Meet the international student who became one of Melbourne’s most influential – Wai Hong Fong

Self-described as ‘The Accidental Entrepreneur’, Wai Hong Fong is a University of Melbourne alumnus who went on to be listed in The Age’s Top 100 Most Influential People in Melbourne.

Now back in Malaysia as Chieftain and co-Founder at Storehub, a cloudbased enterprise POS system for SMEs, we spoke with Wai about the impact his international education had on his career, and advice he has for international students everywhere.

Why did you decide to study in Melbourne?

I had just graduated from high school in Singapore, and even though I was offered another scholarship to continue my studies there, my mum felt that I was not suited to the rigidity and rote learning approach of the Singapore system. She gave me the chance to go to Melbourne and I took it.

What did you enjoy most about your time in Melbourne?

The first thing I remember experiencing was learning to call my teachers by their first name. This was definitely very unusual and in many ways was the first of many wonderful things I would enjoy about Melbourne. Being Malaysian meant that I was a massive foodie, and Melbourne delivered on that front with the best brunches and coffee in the world while still being able to offer the variety of Asian/Western cuisines at a high standard.

You started OzHut while you were here. Can you tell us how that came about and what you learned from that experience?

I had just graduated from Melbourne University and was wanting to take a short gap few months but was asked to help my uncle with his retail business. Being the good Asian nephew I was, I obliged and before I knew it one thing led to another and OZHut was born.

In my five years as the managing director, I learnt everything from business fundamentals to leadership through my days packing the warehouse tables, answering the customer phone calls and building the technology for our website. There was literally no stone unturned during my time there and I grew tremendously as a result.

You were named one of the top 100 Most Influential People in Melbourne in 2011 (among many other achievements!). How did that make you feel?

It was definitely the most unexpected award to have received since I didn’t even apply for it and to be placed on the same list as big names like Cadel Evans [winner of the 2011 Tour de France] and Ruslan Kogan [internet millionaire and founder of Kogan.com] was crazy. I guess the only thing I remember feeling was this overwhelming sense of gratitude.

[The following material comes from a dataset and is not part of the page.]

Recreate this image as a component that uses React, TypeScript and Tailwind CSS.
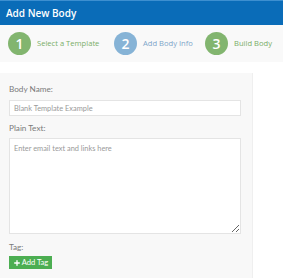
import { Plus } from "lucide-react";

const steps = [
  { n: 1, label: "Select a Template", circle: "bg-[#82b56f]", text: "text-[#7aae68]", w: "w-[106px]" },
  { n: 2, label: "Add Body Info", circle: "bg-[#86b3d6]", text: "text-[#7ea6c9]", w: "w-[91px]" },
  { n: 3, label: "Build Body", circle: "bg-[#82b56f]", text: "text-[#7aae68]", w: "w-auto" },
];

export default function App() {
  return (
    <div className="w-[283px] h-[278px] overflow-hidden bg-white font-['Open_Sans',sans-serif]">
      {/* Header */}
      <div className="h-[25px] bg-[#0a6cb8] border-t border-[#3d8fd0] flex items-center px-[6px]">
        <span className="text-white text-[10px] font-semibold">Add New Body</span>
      </div>

      {/* Steps */}
      <div className="h-[37px] bg-[#f9f9f9] flex items-center pl-[8px]">
        {steps.map((s) => (
          <div key={s.n} className={`flex items-center gap-[6px] ${s.w}`}>
            <div className={`w-[23px] h-[23px] rounded-full ${s.circle} flex items-center justify-center text-white text-[14px] font-semibold`}>
              {s.n}
            </div>
            <span className={`${s.text} text-[7.6px]`}>{s.label}</span>
          </div>
        ))}
      </div>

      {/* Form panel */}
      <div className="mt-[11px] w-[253px] h-[205px] bg-[#f8f8f8] border-r border-[#efefef] px-[9px] pt-[11px] font-['Lato',sans-serif]">
        <div className="text-[8.2px] text-[#7a7a7a] leading-[10px]">Body Name:</div>
        <input
          className="mt-[6px] block w-[232px] h-[16px] bg-white border border-[#e4e4e4] px-[4px] text-[7.4px] text-[#555] placeholder:text-[#9a9a9a] outline-none"
          placeholder="Blank Template Example"
        />
        <div className="mt-[7px] text-[8.2px] text-[#7a7a7a] leading-[10px]">Plain Text:</div>
        <textarea
          className="mt-[5px] block w-[232px] h-[96px] bg-white border border-[#e4e4e4] px-[4px] py-[4px] text-[7.4px] text-[#555] placeholder:text-[#9a9a9a] outline-none"
          placeholder="Enter email text and links here"
        />
        <div className="mt-[8px] text-[8.2px] text-[#7a7a7a] leading-[10px]">Tag:</div>
        <button className="mt-[4px] h-[13px] w-[43px] bg-[#4cae52] text-white text-[7.6px] flex items-center justify-center gap-[1px]">
          <Plus size={8} strokeWidth={4} />
          Add Tag
        </button>
      </div>
    </div>
  );
}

You’ve since moved back to Malaysia, how are you finding life back home after all these years?

Malaysia has some seriously good food, if not some of the best in the world, and at reasonable prices. I’ve been thoroughly enjoying that part of my life here. Being surrounded by an entire archipelago of very diverse and interesting cultures here in South East Asia that is a mere two hours flight away keeps me excited about the opportunity to engage and solve the vast problems of this part of the world. It is this dynamism that gets me up every morning and keeps me on my toes everyday.

storehub-pos-systemDo you think your international studies have helped provide you with an edge as an entrepreneur?

There is so much about who I am that has been shaped deeply by my experience in Melbourne. The cross cultural experience forces you to constantly put yourself in other’s shoes while trying to figure out a whole new world. It is this experience of being comfortable with the uncomfortable that really prepared me for what entrepreneurial life is about; days of constantly uncomfortable situations and challenges waiting to be overcome.

What advice would you offer to international students studying, or planning to study, in Melbourne? 

Don’t stay boxed up in your own circles. Surround yourself with people who are not from your native countries. I made an unexpectedly good choice in doing a Bachelor of Arts at Melbourne University, where I was forced literally to interact with local Australians since the vast majority of students were not international. This helped me be unafraid about sharing my opinions and critically thinking about subject matters on my feet. Skills that have served me well throughout my life.

Finally, what is one thing you think every international student should do while they’re here?

Volunteer at a local charity! There is nothing quite like giving back to the community which has done so much to build an environment that we can enjoy. Also, the experience of engaging with a city is never complete until we engage with the fringes of its society. There’s so much we can learn from talking to those who watch the city walk by them everyday.